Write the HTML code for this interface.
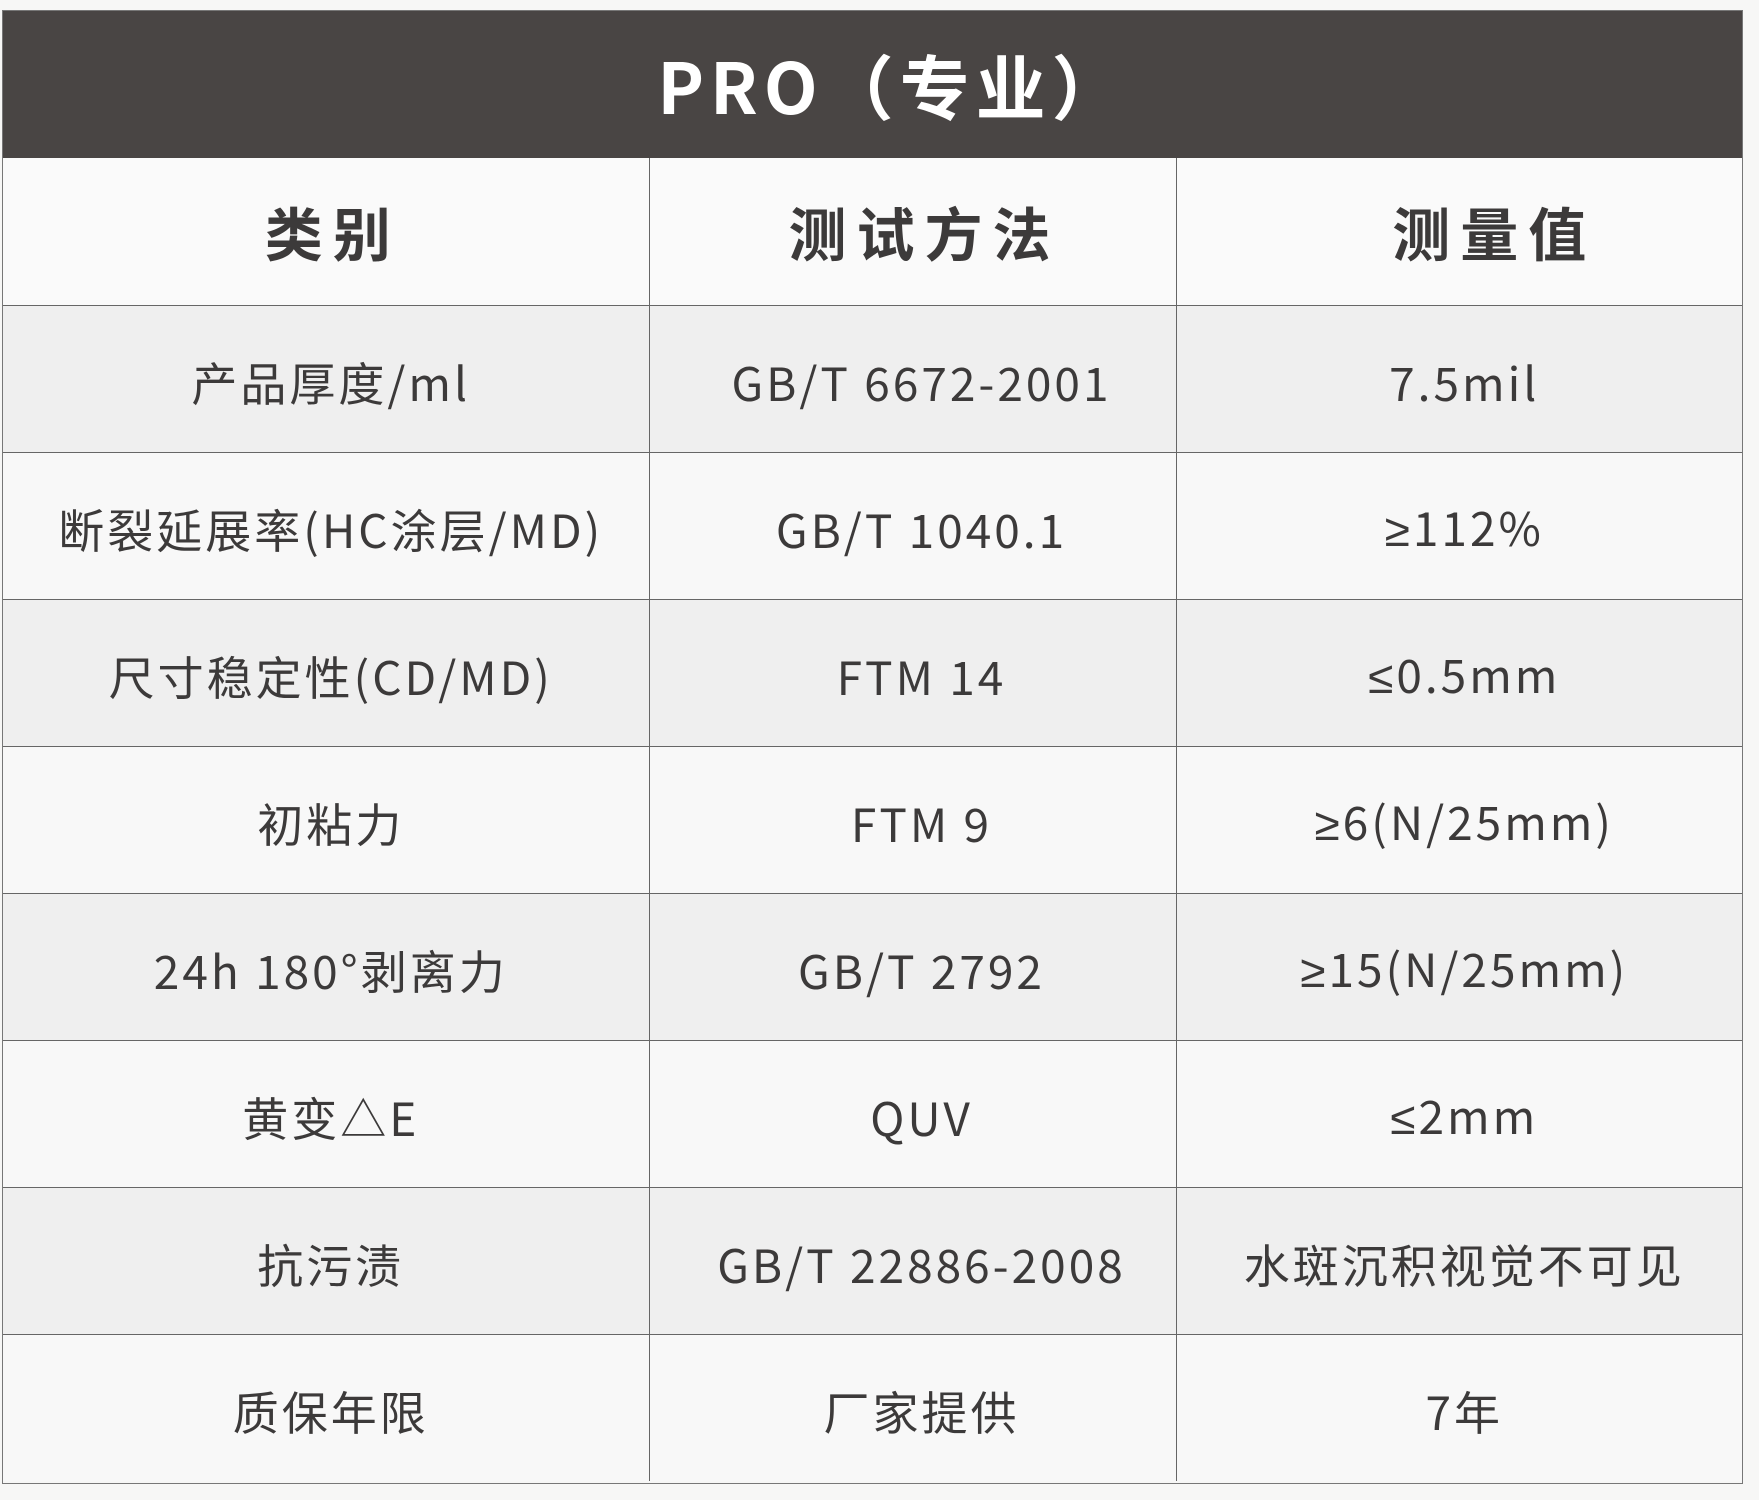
<!DOCTYPE html>
<html><head><meta charset="utf-8"><style>
html,body{margin:0;padding:0;width:1759px;height:1500px;background:#f7f7f6;overflow:hidden}
.wrap{position:absolute;left:2px;top:10px;width:1741px;height:1474px;border:1px solid #777;box-sizing:border-box;overflow:hidden}
.title{position:absolute;left:0;top:0;width:100%;height:147px;background:#494544;color:#fff;font:bold 70px "Noto Sans CJK SC",sans-serif;letter-spacing:6px;display:flex;align-items:center;justify-content:center;padding-left:40px;box-sizing:border-box}
table{position:absolute;left:0;top:147px;width:1739px;border-collapse:collapse;table-layout:fixed}
tr{height:147px}
td{border:1px solid #666;text-align:center;vertical-align:middle;font:46px "Noto Sans CJK SC",sans-serif;color:#3c3a3a;letter-spacing:3px;padding:6px 0 0 10px;white-space:nowrap;line-height:60px}
.s{font-family:"Liberation Sans",sans-serif}
tr:first-child td{border-top:none;font-weight:bold;font-size:58px;background:#fafafa;letter-spacing:10px;padding:0 0 0 14px}
tr:nth-child(even) td{background:#efefef}
tr:nth-child(odd) td{background:#f8f8f8}
tr:first-child td{background:#fafafa}
td:first-child{border-left:none}td:last-child{border-right:none}
tr:last-child td{border-bottom:none}
</style></head><body>
<div class="wrap">
<div class="title">PRO（专业）</div>
<table>
<colgroup><col style="width:646px"><col style="width:527px"><col style="width:566px"></colgroup>
<tr><td>类别</td><td style="padding-left:24px">测试方法</td><td style="padding-left:70px">测量值</td></tr>
<tr><td>产品厚度/ml</td><td style="padding-left:18px">GB/T 6672-2001</td><td>7.5mil</td></tr>
<tr><td>断裂延展率(HC涂层/MD)</td><td style="padding-left:18px">GB/T 1040.1</td><td><span class="s">≥</span>112%</td></tr>
<tr><td>尺寸稳定性(CD/MD)</td><td style="padding-left:18px">FTM 14</td><td><span class="s">≤</span>0.5mm</td></tr>
<tr><td>初粘力</td><td style="padding-left:18px">FTM 9</td><td><span class="s">≥</span>6(N/25mm)</td></tr>
<tr><td>24h 180°剥离力</td><td style="padding-left:18px">GB/T 2792</td><td><span class="s">≥</span>15(N/25mm)</td></tr>
<tr><td>黄变△E</td><td style="padding-left:18px">QUV</td><td><span class="s">≤</span>2mm</td></tr>
<tr><td>抗污渍</td><td style="padding-left:18px">GB/T 22886-2008</td><td>水斑沉积视觉不可见</td></tr>
<tr><td>质保年限</td><td style="padding-left:18px">厂家提供</td><td>7年</td></tr>
</table>
</div>
</body></html>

★ ★ ★ ★

● WORK REQUIRED
Without the pictures, output the full listing exactly as it stands.

● FULL RESPONSE
Write the HTML code for this interface.
<!DOCTYPE html>
<html><head><meta charset="utf-8"><style>
html,body{margin:0;padding:0;width:1759px;height:1500px;background:#f7f7f6;overflow:hidden}
.wrap{position:absolute;left:2px;top:10px;width:1741px;height:1474px;border:1px solid #777;box-sizing:border-box;overflow:hidden}
.title{position:absolute;left:0;top:0;width:100%;height:147px;background:#494544;color:#fff;font:bold 70px "Noto Sans CJK SC",sans-serif;letter-spacing:6px;display:flex;align-items:center;justify-content:center;padding-left:40px;box-sizing:border-box}
table{position:absolute;left:0;top:147px;width:1739px;border-collapse:collapse;table-layout:fixed}
tr{height:147px}
td{border:1px solid #666;text-align:center;vertical-align:middle;font:46px "Noto Sans CJK SC",sans-serif;color:#3c3a3a;letter-spacing:3px;padding:6px 0 0 10px;white-space:nowrap;line-height:60px}
.s{font-family:"Liberation Sans",sans-serif}
tr:first-child td{border-top:none;font-weight:bold;font-size:58px;background:#fafafa;letter-spacing:10px;padding:0 0 0 14px}
tr:nth-child(even) td{background:#efefef}
tr:nth-child(odd) td{background:#f8f8f8}
tr:first-child td{background:#fafafa}
td:first-child{border-left:none}td:last-child{border-right:none}
tr:last-child td{border-bottom:none}
</style></head><body>
<div class="wrap">
<div class="title">PRO（专业）</div>
<table>
<colgroup><col style="width:646px"><col style="width:527px"><col style="width:566px"></colgroup>
<tr><td>类别</td><td style="padding-left:24px">测试方法</td><td style="padding-left:70px">测量值</td></tr>
<tr><td>产品厚度/ml</td><td style="padding-left:18px">GB/T 6672-2001</td><td>7.5mil</td></tr>
<tr><td>断裂延展率(HC涂层/MD)</td><td style="padding-left:18px">GB/T 1040.1</td><td><span class="s">≥</span>112%</td></tr>
<tr><td>尺寸稳定性(CD/MD)</td><td style="padding-left:18px">FTM 14</td><td><span class="s">≤</span>0.5mm</td></tr>
<tr><td>初粘力</td><td style="padding-left:18px">FTM 9</td><td><span class="s">≥</span>6(N/25mm)</td></tr>
<tr><td>24h 180°剥离力</td><td style="padding-left:18px">GB/T 2792</td><td><span class="s">≥</span>15(N/25mm)</td></tr>
<tr><td>黄变△E</td><td style="padding-left:18px">QUV</td><td><span class="s">≤</span>2mm</td></tr>
<tr><td>抗污渍</td><td style="padding-left:18px">GB/T 22886-2008</td><td>水斑沉积视觉不可见</td></tr>
<tr><td>质保年限</td><td style="padding-left:18px">厂家提供</td><td>7年</td></tr>
</table>
</div>
</body></html>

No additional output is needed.